B) A lot of the work was great (!!!), you might just not ever know, unless of course you are 7 feet tall or have incredible zoom-like vision. The image below marks a point of sever vexation.

These pieces are those of Hanna Hedman, who in my opinion, is doing everything right. I’ve known about her work for a few years and this was the first time I was ever able to see any of it in person. Among the other work in the exhibition, these pieces are intricately detailed and delicate yet with a masterful presence. Hedman is beyond skilled and uses a combination of my favorite things in her work, that is traditional techniques and materials that transcend their conventional limits by making the work ever so contemporary and compelling as both objects and jewels. Something delicious for everyone. The piece in the photo on the left I surely recognized, which sadly took me a few minutes to realize because it was hung about 5 feet above the top of my head, thus the bad photo.  WHY. Please visit her website linked above (click on her name) to see what I mean if you’re unfamiliar. Actually, I’ll post a picture from her website below just to wet your whistle.

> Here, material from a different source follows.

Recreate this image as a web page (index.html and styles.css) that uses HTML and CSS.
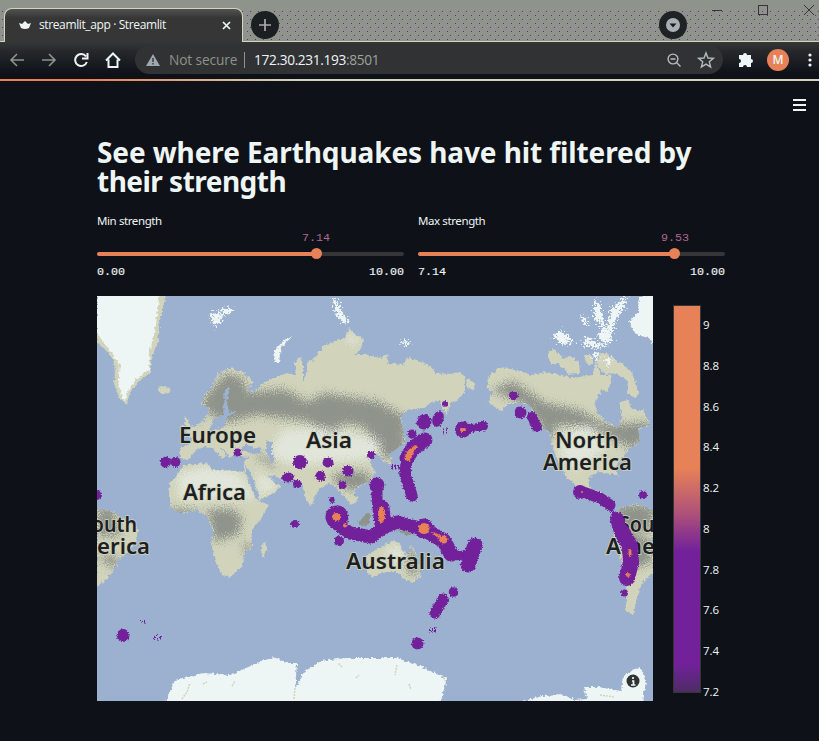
FILE: index.html
```
<!DOCTYPE html>
<html lang="en">
<head>
<meta charset="utf-8">
<title>streamlit_app · Streamlit</title>
<link rel="stylesheet" href="styles.css">
</head>
<body>
<div class="tabstrip">
  <div class="tab">
    <svg class="crown" width="14" height="10" viewBox="0 0 14 10"><path d="M1 3l3 1 3-3 3 3 3-1-2 5q-4 2-8 0z" fill="#eef5f5"/></svg>
    <span class="tab-title">streamlit_app · Streamlit</span>
    <svg class="tab-close" width="9" height="9" viewBox="0 0 9 9"><path d="M1 1l7 7M8 1L1 8" stroke="#eef5f5" stroke-width="1.700"/></svg>
  </div>
  <svg class="new-tab" width="28" height="28" viewBox="0 0 28 28"><circle cx="14" cy="14" r="14" fill="#1c1f22"/><path d="M14 8v12M8 14h12" stroke="#a9adab" stroke-width="1.700"/></svg>
  <svg class="media" width="28" height="28" viewBox="0 0 28 28"><circle cx="14" cy="14" r="14" fill="#202326"/><circle cx="14" cy="14" r="7" fill="#a9b0b5"/><path d="M10.500 12.500h7l-3.500 4z" fill="#15181c"/></svg>
  <svg class="window-buttons" width="110" height="18" viewBox="0 0 110 18" fill="none" stroke="#363636"><path d="M3 10.500h10M95 5l10 10M105 5L95 15"/><rect x="49.500" y="5.500" width="9" height="9"/></svg>
</div>
<div class="toolbar">
  <svg class="nav" width="124" height="20" viewBox="0 0 124 20" fill="none" stroke="#8e938b" stroke-width="1.600">
    <path d="M24 10H11M17 4l-6 6 6 6M42 10h13M49 4l6 6-6 6"/>
    <g stroke="#eef5f5" stroke-width="2"><path d="M86 6.500a6 6 0 1 0 .8 5.500M87.500 3v5.500H82"/><path d="M106 10.500l7-7 7 7M108.500 9.500v7.500h9V9.500"/></g>
  </svg>
  <div class="address">
    <svg width="14" height="12" viewBox="0 0 14 12"><path d="M7 0l7 12H0z" fill="#9ea8b1"/><path d="M7 4v4M7 9v1.500" stroke="#363636" stroke-width="1.400"/></svg>
    <span class="insecure">Not secure</span><i class="divider"></i>
    <span class="url">172.30.231.193<span class="port">:8501</span></span>
    <svg class="addr-icons" width="50" height="20" viewBox="0 0 50 20" fill="none" stroke="#b5bdbd" stroke-width="1.400"><circle cx="6" cy="9" r="4.900"/><path d="M3.500 9h5M9.500 12.500l4 4" /><path d="M39 3l2 5 5.400.4-4.100 3.400 1.300 5.200-4.600-2.900-4.600 2.900 1.300-5.200-4.100-3.400 5.400-.4z"/></svg>
  </div>
  <svg class="puzzle" width="15" height="15" viewBox="0 0 15 15"><path d="M1 3h4a2 2 0 1 1 4 0h4v4a2 2 0 1 1 0 4v4H9a2 2 0 0 0-4 0H1v-4a2 2 0 0 0 0-4z" fill="#eef5f5"/></svg>
  <span class="avatar">M</span>
  <svg class="dots" width="4" height="14" viewBox="0 0 4 14" fill="#eef5f5"><circle cx="2" cy="2" r="1.600"/><circle cx="2" cy="7" r="1.600"/><circle cx="2" cy="12" r="1.600"/></svg>
</div>
<main class="app">
  <svg class="menu" width="13" height="12" viewBox="0 0 13 12"><path d="M0 1h13M0 6h13M0 11h13" stroke="#eef5f5" stroke-width="2"/></svg>
  <h1><span class="line-one">See where Earthquakes have hit filtered by</span><span class="line-two">their strength</span></h1>
  <div class="sliders">
    <div class="slider min">
      <div class="label">Min strength</div>
      <div class="value">7.14</div>
      <div class="track"><i class="fill"></i><i class="thumb"></i></div>
      <div class="range"><span>0.00</span><span>10.00</span></div>
    </div>
    <div class="slider max">
      <div class="label">Max strength</div>
      <div class="value">9.53</div>
      <div class="track"><i class="fill"></i><i class="thumb"></i></div>
      <div class="range"><span>7.14</span><span>10.00</span></div>
    </div>
  </div>
  <div class="chart">
    <svg class="map" width="556" height="405" viewBox="97 296 556 405">
      <defs>
        <filter id="coast" x="97" y="296" width="556" height="405" filterUnits="userSpaceOnUse"><feTurbulence type="fractalNoise" baseFrequency=".35" numOctaves="2" seed="4" result="n"/><feDisplacementMap in="SourceGraphic" in2="n" scale="5" xChannelSelector="R" yChannelSelector="G"/></filter>
        <filter id="islands" x="97" y="296" width="556" height="405" filterUnits="userSpaceOnUse"><feTurbulence type="fractalNoise" baseFrequency=".5" numOctaves="2" seed="7" result="n"/><feDisplacementMap in="SourceGraphic" in2="n" scale="14" xChannelSelector="R" yChannelSelector="G"/></filter>
        <filter id="grain" x="97" y="296" width="556" height="405" filterUnits="userSpaceOnUse" color-interpolation-filters="sRGB"><feGaussianBlur stdDeviation="3.500" result="b"/><feTurbulence type="fractalNoise" baseFrequency=".9" numOctaves="1" seed="9" result="n"/><feDisplacementMap in="b" in2="n" scale="22" xChannelSelector="R" yChannelSelector="G"/></filter>
        <filter id="heat" x="97" y="296" width="556" height="405" filterUnits="userSpaceOnUse" color-interpolation-filters="sRGB"><feTurbulence type="fractalNoise" baseFrequency=".7" numOctaves="1" seed="2" result="n"/><feDisplacementMap in="SourceGraphic" in2="n" scale="4" xChannelSelector="R" yChannelSelector="G"/></filter>
        <clipPath id="land">
          <path id="eurasia" d="M202 405L204 395 212 387 217 375 230 368 242 372 254 382 250 386 247 391 254 392 264 382 287 373 295 375 295 362 300 357 303 363 303 382 307 370 307 362 313 360 318 353 325 345 337 340 345 338 349 328 355 334 363 338 362 348 355 355 367 355 380 358 387 355 388 363 403 365 408 358 420 361 433 368 435 373 450 374 460 372 465 377 465 392 457 401 451 402 447 414 442 408 440 401 430 403 423 408 407 410 400 418 403 428 405 442 398 448 388 455 393 462 388 465 380 456 372 454 370 462 375 472 370 482 360 485 353 491 358 500 352 505 345 497 338 490 330 483 320 488 315 497 311 507 305 497 302 483 296 480 287 481 277 477 269 475 281 486 274 493 259 501 250 483 244 470 244 462 249 457 238 456 234 452 230 459 226 452 220 447 226 456 222 459 213 448 205 446 196 450 188 460 180 458 180 447 191 444 192 438 184 434 192 427 204 421 209 412 210 408z"/>
          <path id="africa" d="M170 482l7-7 7-10 23-2 5 7h12l20 2 13 28 12 5-9 15-8 10v17l-7 6-3 14-12 10-8-2-7-15-4-17 3-13-7-13-10-7-17 3-10-6-1-10z"/>
          <path id="america" d="M488 377L500 367 515 370 532 375 545 372 562 375 572 378 593 375 595 362 602 375 612 375 608 392 602 390 595 402 597 412 608 423 617 428 622 418 620 402 628 400 633 410 643 410 650 425 638 428 640 442 630 448 622 458 615 468 619 477 612 474 598 472 590 477 589 487 603 494 596 496 578 488 565 475 558 462 552 445 550 432 543 428 538 420 532 408 525 403 508 403 502 412 488 402 492 392 487 387z"/>
          <path id="south" d="M620 508l18-4 15 6v63l-11 10-4 10-3 14-2 8-8-5 3-17-5-26-8-24-3-20z"/>
          <path id="south-left" d="M97 508l17 4 25 18-4 13-16 17-7 13-10 10-5 4z"/>
          <path id="oz" d="M367 555l13-7 13-8 9 5-1 5 8 3 3-10 3 12 7 8-2 14-8 6-9-5-5-6-15 0-11 5-5-5z"/>
        </clipPath>
      </defs>
      <rect x="97" y="296" width="556" height="405" fill="#9bb1cf"/>
      <g filter="url(#coast)" fill="#d1d4bb">
        <path d="M97 290h70l-8 35-1 20-6 10-2 18-8 6-11 12-5 13-7-6-5-14 1-12-2-14-16-17z"/>
        <use href="#eurasia"/><use href="#africa"/><use href="#america"/><use href="#south"/><use href="#south-left"/><use href="#oz"/>
        <ellipse cx="164" cy="390" rx="6" ry="4"/><path d="M184 416l3 2 6 14-8 3 1-8zM180 428l4-3 1 6-4 2zM261 547l5-6 1 9-5 9zM467 378l9 6-2 6-8-3zM548 353l6-4 9 9 8-2 8 7 1 10-12 1-8-9-10-2zM600 352l8 2 12 9 10 7 5 10 4 14-4 4-8-5 1-12-12-8-12 1-8-11zM584 355h8l1 8-7 2z"/>
      </g>
      <g clip-path="url(#land)">
        <g filter="url(#grain)" fill="#8e938b">
          <path d="M206 395l20-22 17 5 4 14 38-3 22 13 18-9 54 9 21 12 2 11-22 18-18-17-18-3-12 13-25-15-50-6-32 8-18-12-12 15z"/>
          <path d="M360 420l45-6v38l-18 8zM332 475l20-4 17 2 2 12-18 6-18-8zM252 455l20 1 4 14-10-8zM207 510l25-1 10 8-3 17-24 8-4-15zM170 508l30 3-5 7-24-3zM242 544h12l-7 12zM491 390l22-9 32 22 34 7 27 15 44-3 2 12-20 15-21-11-23-11-31-2-8 18-11-21-14-18zM615 505h38v25h-28l30 12-5 22-20 4z"/>
          <path d="M97 508h16l8 28h-24zM97 555l24 2-8 12zM405 550h13v25h-9z"/>
        </g>
        <g filter="url(#grain)" fill="#eef5f5" opacity=".55"><path d="M178 474l27-7 31 4 20 27-76 2zM257 471l22 14-19 12zM282 430l46-2 54 13-7 17-70 6-38-5zM558 435l30-10 22 20-32 24-15-6zM385 550l13-4 12 10-13 10zM347 334l15 4-12 8z"/></g>
      </g>
      <g fill="#9bb1cf" filter="url(#coast)"><path d="M225 390l5-3-3 15 2 10h8l-9 4-4 11-16 6 6-14 9-4zM240 449l6-5 8 5 6-2 2 6-10 1zM266 441l6 1v11l3 8-4 2-5-12zM245 465l5 6 9 25-2 3-8-16zM266 474l10 7 5 0-4 4z"/></g>
      <path d="M370 524l-8 2-4-4q4-4 8-8l4-2zM395 530l20 2-6 4z" fill="#8e938b" filter="url(#coast)"/>
      <g fill="#eef5f5" filter="url(#coast)">
        <path d="M97 290h63l-4 35-6 25-1 20-12 8-9 13-4 12-6-20 2-18-23-32z"/>
        <path d="M660 290l-21 8-1 14-9 10 8 13 12 3 8 14zM164 705l11-25 29-7 26 2 14-6 13-6 17-6 13 6h10l-2 26 9-17 16-11 27-3h50l23 8 27 13-8 28zM517 703l25-7 23-1 8 5 14-1-3-12 15 0 22 4 2-15 7-4 10-5 6 13-3 23z"/>
        <path d="M274 362l1-12 9-10 9-4-12 11-2 15z"/>
      </g>
      <g fill="#eef5f5" filter="url(#islands)"><path d="M210 313l13 1-3 9-6 4zM221 309l12-1-3 6-8 1zM333 299l5 2 6 15 6 5-5 3-9-10zM400 341l12 1-7 4zM553 336l7-6 15 13-14 1zM580 316l6 2 4 8-6-2zM594 300l6 5 5 22 8 12-8 5-8-9 6-7-9-10zM611 309l16-13-3 11-8 12-5 17-4-8zM585 336l13 7 12 1-14 4-12-3zM594 352l5 1-2 8-4-4zM604 358l8 2-4 6z"/></g>
      <path d="M182 699l5-7 3-9M232 686l3-5M295 688l-1 12M342 667l-4-4M397 665l-2 10M356 678l3-3M409 684l2 6M442 675l4 7M203 684l4-2M600 695l14 2" fill="none" stroke="#d1d4bb" stroke-width="1.500" stroke-dasharray="2 1"/>
      <g class="map-label" font-size="21">
        <text x="179" y="443" textLength="77" lengthAdjust="spacingAndGlyphs">Europe</text>
        <text x="306" y="448" textLength="46" lengthAdjust="spacingAndGlyphs">Asia</text>
        <text x="183" y="500" textLength="63" lengthAdjust="spacingAndGlyphs">Africa</text>
        <text x="346" y="569" textLength="99" lengthAdjust="spacingAndGlyphs">Australia</text>
        <text x="555" y="448" textLength="64" lengthAdjust="spacingAndGlyphs">North</text>
        <text x="543" y="470" textLength="89" lengthAdjust="spacingAndGlyphs">America</text>
        <text x="81" y="532" textLength="56" lengthAdjust="spacingAndGlyphs">South</text>
        <text x="61" y="554" textLength="89" lengthAdjust="spacingAndGlyphs">America</text>
        <text x="619" y="532" textLength="56" lengthAdjust="spacingAndGlyphs">South</text>
        <text x="606" y="554" textLength="89" lengthAdjust="spacingAndGlyphs">America</text>
      </g>
      <g filter="url(#heat)">
        <g fill="#72219b">
          <circle cx="165.500" cy="462" r="5.500"/><circle cx="175.500" cy="462" r="5"/><circle cx="237.500" cy="452.500" r="4"/><circle cx="97" cy="495" r="5"/><circle cx="300" cy="462" r="7"/><ellipse cx="328" cy="462.500" rx="5.500" ry="5"/><ellipse cx="288" cy="477.500" rx="6" ry="5"/><circle cx="297" cy="484" r="4"/><circle cx="320.500" cy="476" r="5"/><circle cx="348" cy="471" r="5.500"/><circle cx="342.500" cy="485" r="4"/><circle cx="371" cy="455" r="4"/>
          <circle cx="424" cy="422" r="7.500"/><ellipse cx="438" cy="419" rx="5.500" ry="8" transform="rotate(20 438 419)"/><circle cx="445" cy="404" r="3"/><circle cx="412" cy="434" r="4.500"/>
          <circle cx="463" cy="429.500" r="8"/><circle cx="483" cy="426" r="5"/>
          <circle cx="337" cy="517" r="11.500"/><circle cx="423.500" cy="528.500" r="10"/><circle cx="377" cy="485" r="7.500"/>
          <circle cx="332" cy="500" r="3"/><circle cx="339" cy="541" r="5"/><circle cx="295" cy="524" r="4"/>
          <circle cx="453.500" cy="592" r="4.800"/><circle cx="417.500" cy="643.500" r="6"/><circle cx="123" cy="635.500" r="6.500"/>
          <circle cx="513.500" cy="395.500" r="4.500"/><circle cx="520.500" cy="412.500" r="6"/><circle cx="624.500" cy="593" r="3.500"/><circle cx="643" cy="495" r="4"/><circle cx="580" cy="492" r="7"/>
        </g>
        <g fill="none" stroke="#72219b" stroke-linecap="round" stroke-linejoin="round">
          <path d="M425 440L413 448 407 458" stroke-width="15"/><path d="M407 458L405 474 412 496" stroke-width="11.500"/>
          <path d="M377 487L377 501" stroke-width="11"/><path d="M381 508L383 525" stroke-width="17"/>
          <path d="M337 524L350 533 371 537 383 528 397 522 415 527" stroke-width="13"/>
          <path d="M427 531L444 541 451 554" stroke-width="15"/><path d="M453 556L466 555" stroke-width="9"/><path d="M475 545L468 565" stroke-width="15"/>
          <path d="M463 430L483 426" stroke-width="8"/><path d="M532 417L537 427" stroke-width="10"/><path d="M443 599L435 613" stroke-width="11"/>
          <path d="M583 492L600 498 610 505" stroke-width="11"/><path d="M617 519L621 532" stroke-width="14"/><path d="M622 532L630 546 631 562 627 578" stroke-width="16"/><path d="M609 507L616 516" stroke-width="3" stroke-dasharray="1 2"/>
        </g>
        <g fill="none" stroke="#72219b" stroke-width="5" stroke-dasharray="1 2"><path d="M429 630h7M141 621h6M154 637h7M392 467h7M443 431h6"/></g>
        <g fill="#e78157"><ellipse cx="336.500" cy="517" rx="4.500" ry="4"/><path d="M404 459l3-8 8-6 3 1-5 7-3 8-5-1z"/><ellipse cx="381.500" cy="515" rx="3.500" ry="8"/><circle cx="424" cy="528.500" r="5.500"/><circle cx="443.500" cy="539.500" r="4"/><path d="M431 532l5 1 5 3-2 3z"/><ellipse cx="463" cy="430" rx="3" ry="2"/><ellipse cx="630" cy="553" rx="1.500" ry="4"/><circle cx="628" cy="575" r="2"/><circle cx="345" cy="525.500" r="2"/><circle cx="582" cy="492" r="1"/></g>
      </g>
      <circle cx="633" cy="681" r="6.500" fill="#303334"/><path d="M633 677v2M632 681h1.500v4M631 685h4.500" stroke="#eef5f5" stroke-width="1.700" fill="none"/>
    </svg>
    <div class="colorbar"></div>
    <div class="ticks"><span>9</span><span>8.8</span><span>8.6</span><span>8.4</span><span>8.2</span><span>8</span><span>7.8</span><span>7.6</span><span>7.4</span><span>7.2</span></div>
  </div>
</main>
</body>
</html>
```
FILE: styles.css
```
* { box-sizing: border-box; }
html, body { margin: 0; height: 741px; overflow: hidden; background: #0e1117; }
body { font-family: "Open Sans", sans-serif; color: #eef5f5; }
svg { display: block; flex: none; }
.tabstrip {
  display: flex; align-items: flex-start; height: 42px; padding-left: 4px;
  border-bottom: 1px solid #d1d4bb;
  background:
    linear-gradient(#8e938b 8px, transparent 8px),
    linear-gradient(90deg, #8e938b 245px, transparent 245px),
    conic-gradient(from 90deg at 5px 5px, #72219b 25%, transparent 0) 0 0 / 6px 6px,
    #8e938b;
}
.tabstrip {
  background:
    linear-gradient(#8e938b 8px, transparent 8px),
    conic-gradient(from 90deg at 7px 7px, #72219b 25%, transparent 0) 0 0 / 8px 8px,
    conic-gradient(from 90deg at 7px 7px, #72219b 25%, transparent 0) 3px 4px / 8px 8px,
    #8e938b;
}
.tab {
  display: flex; align-items: center; width: 239px; height: 34px; margin-top: 8px; padding: 0 12px 1px 13px;
  border: 1px solid #d1d4bb; border-bottom: 0; border-radius: 8px 8px 0 0;
  background: linear-gradient(#505250, #363636 9px);
}
.tab-title { margin-left: 7px; font-size: 12px; letter-spacing: -.38px; white-space: nowrap; }
.tab-title, .crown { margin-top: -1px; }
.tab-close { margin-left: auto; margin-right: -1px; }
.new-tab { margin: 11px 0 0 8px; }
.media { margin: 11px 0 0 auto; }
.window-buttons { margin: 0 0 0 22px; }
.toolbar {
  display: flex; align-items: center; height: 39px; padding-bottom: 2px;
  background: linear-gradient(#363636 0, #24272b 10px, #0e1117 32px);
  border-bottom: 2px solid #d1d4bb; border-image: linear-gradient(90deg, #e78157 90px, #d1d4bb 300px) 1;
}
.address {
  display: flex; align-items: center; width: 588px; height: 29px; margin-left: 11px; padding-left: 11px;
  border-radius: 15px; background: #303234; font-size: 13.700px; white-space: nowrap;
}
.insecure { width: 68px; margin-left: 9px; color: #8e938b; letter-spacing: -.1px; }
.divider { width: 1px; height: 16px; margin: 0 9px 0 7px; background: #8e938b; }
.url { letter-spacing: -.35px; }
.port { color: #9da29c; }
.addr-icons { margin: 0 6px 0 auto; }
.puzzle { margin-left: 15px; }
.avatar {
  width: 22px; height: 22px; margin-left: 14px; border-radius: 50%; background: #e78157;
  text-align: center; font: 600 12px/22px "Open Sans", sans-serif;
}
.dots { margin-left: 19px; }
.app { height: 660px; padding: 18px 94px 0 97px; background: #0e1117; }
.menu { margin-left: 696px; }
h1 { display: grid; margin: 27px 0 0; font: 700 28px/29px "Noto Sans", sans-serif; height: 58px; white-space: nowrap; }
.line-one { letter-spacing: -.1px; }
.line-two { letter-spacing: -.52px; }
.sliders { display: flex; gap: 14px; margin-top: 17px; }
.slider { width: 307px; }
.label { font: 11.500px/16px "Noto Sans", sans-serif; letter-spacing: -.4px; }
.value { height: 16px; margin-top: 1px; width: 28px; font: 11.700px/16px "Liberation Mono", monospace; color: #ab6a91; }
.track { position: relative; height: 4px; margin-top: 6px; border-radius: 2px; background: #363636; }
.fill { display: block; height: 4px; border-radius: 2px; background: #e78157; }
.thumb { position: absolute; top: -4px; width: 11px; height: 11px; border-radius: 50%; background: #e78157; }
.min .value { margin-left: 205px; }
.max .value { margin-left: 243px; }
.min .fill { width: 219px; }
.max .fill { width: 256px; }
.min .thumb { left: 214px; }
.max .thumb { left: 251px; }
.range { display: flex; justify-content: space-between; margin-top: 8px; font: 11.700px/16px "Liberation Mono", monospace; -webkit-text-stroke: .15px #eef5f5; }
.chart { display: flex; margin-top: 16px; }
.map-label { font-family: "Noto Sans", sans-serif; font-weight: 600; fill: #1c2024; stroke: #d1d4bb; stroke-width: 1.500px; paint-order: stroke; }
.colorbar {
  width: 28px; height: 388px; margin: 9px 0 0 20px; border: 1px solid #363636;
  background: linear-gradient(#e78157 162px, #ad5179 208px, #72219b 245px, #72219b 357px, #4b2d62 388px);
}
.ticks { display: flex; flex-direction: column; justify-content: space-between; height: 383px; margin: 21px 0 0 2px; font: 500 11.500px/16px "Open Sans", sans-serif; }
```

Although there was a key (each piece was numbered so that you could find the corresponding artist on a provided piece of paper), there was no individual write-up of statements for each separate work or intent. Just more necklaces that have nothing to do with one another against a white wall, categorized by the lone fact that all of the participants went to the same school. Certainly I could have taken the artist key and done some further investigation via the internet once I got home to find out more about each piece… which I am still doing. If I honestly wanted to do the work justice, I’d really need to stay in the space for a whole day, or more. Really. And ask to touch the pieces. Or put them on. Would I be allowed?  Even as I looked around, I felt guilty for leaving after twenty minutes, which was all the time I had considering what else was out there. Schmuck really forces you to spread yourself thin! But am I simply just irritated for the sake of being irritated? All I want is to know more and be able to appreciate the work on a higher level!

In a small attempt to help fulfill this desire, click —> here to read about the exhibition and see some “in context” images of a small number of included pieces. I suggest you do. Here is a quote from Danish jewelry artist and Department head of Jewelry at Konstfack (University College of Arts, Crafts and Design) Karen Pontoppidan. “…The work was created because an artist, a human being with experiences, feelings, dreams and failures, wanted the pieces to be.”

I’ll let you sit with that for now as It may or may not be fuel for its very own blog post (will it be angry!?). Here’s one of the images from the above link posted below. The photo clearly magnifies the significance and thought behind the work. I honestly appreciated the pieces a hell of a lot more after seeing them.

Katrin Spranger, “Best Before”, 2011. Crude oil and its products, gold, silver

But why weren’t they included in the exhibition? This was a missed opportunity. If you recall, Anna Fornari was even able to include itty-bitty corresponding images with her display case-ridden pieces in the show Pensieri Preziosi earlier this year in Padova.

If you visit Spranger’s personal website you’ll find a refreshing artist statement and more pieces from her series, Best Before. 

Below are more pictures of the exhibition. Check back for the names of artists.

too high up!

I suppose I didn’t quite answer Sam’s question in this post, perhaps I will in the next. To clarify, and as you can see, a lot of the included work was not actually boring. Eventually I will post an example of an exhibition’s display conventions that served the pieces more appropriately. It can exist, I promise. At least one can only hope.

I also suppose I could leave you with some questions that I did not address but maybe should have. IS the work included in the show art because it is an art museum? Or is it still just jewelry that happens to be showcased in an art museum? Do they make such a strong distinction in Germany vs. other places? Does it matter? What say the reader?